Not too many years ago, Ditmas Junior High School was the scourge of the neighborhood – its playground rife with local youths hanging out or causing vandalism to and from school.

But between the school administration’s effort to landscape the grounds and the local civic organization, Kensington Action Force (KAF), the school and its playground have evolved into one of the neighborhood’s jewels.

The school, located at 700 Cortelyou Road, is also known as I.S. 62.

“One of the reasons for the KAF’s formation is the community perceived the students coming to the school from outside of the neighborhood as a problem,” said KAF Founder and Executive Director Sydney Zelman, “They would walk on peoples properties and go into backyards causing mischief.”

Zelman said the KAF began working with both police on the situation as well as with the school and the city to get funding for renovations.

Now, what was once a problem has turned into an asset, he said.

Nowhere is this asset more pronounced then in the schoolyard, which the city renovated under its $25 million Trust for Public Land initiative.

The playground/park now includes play equipment for local elementary school kids, a track, basketball courts, a small Astroturf field, chess tables, a gazebo area for older adults and a small community garden.

“All of what you see was designed by children in the school,” said Barry Kevorkian, who has served as principal at Ditmas Junior High School for the past four years and has been at the school the past 32 years.

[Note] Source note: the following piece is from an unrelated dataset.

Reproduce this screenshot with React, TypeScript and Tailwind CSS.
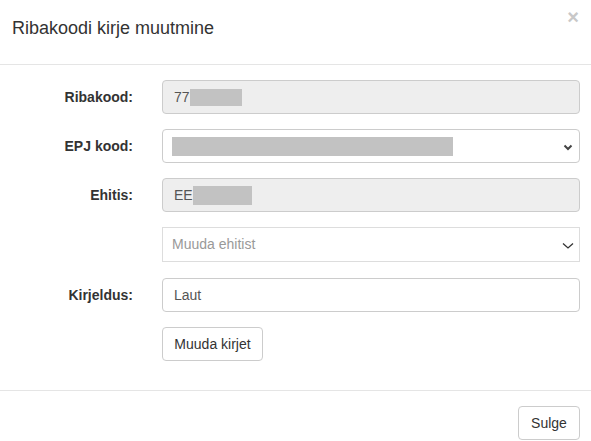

“The design works in a specific way where there has to be a little for each age group. The children are out there all day long and after 3 p.m. it’s open to the community until dusk as well as on Saturday and Sunday until dusk.”

Kevorkian explained that the school’s 1208 students come mainly from the surrounding zone covering School Districts 15, 17 and 22.

The test scores have also risen in the last few years where the school now is about in the middle compared to other junior high schools in the district, he said.

Kevorkian attributed the evolving relationship between the school and Kensington’s approximate 70,000 residents to several factors.

“It’s us getting out in the community, Sydney and the KAF’s help, and I attribute a lot to the neighborhood, which is gentrifying,” he said.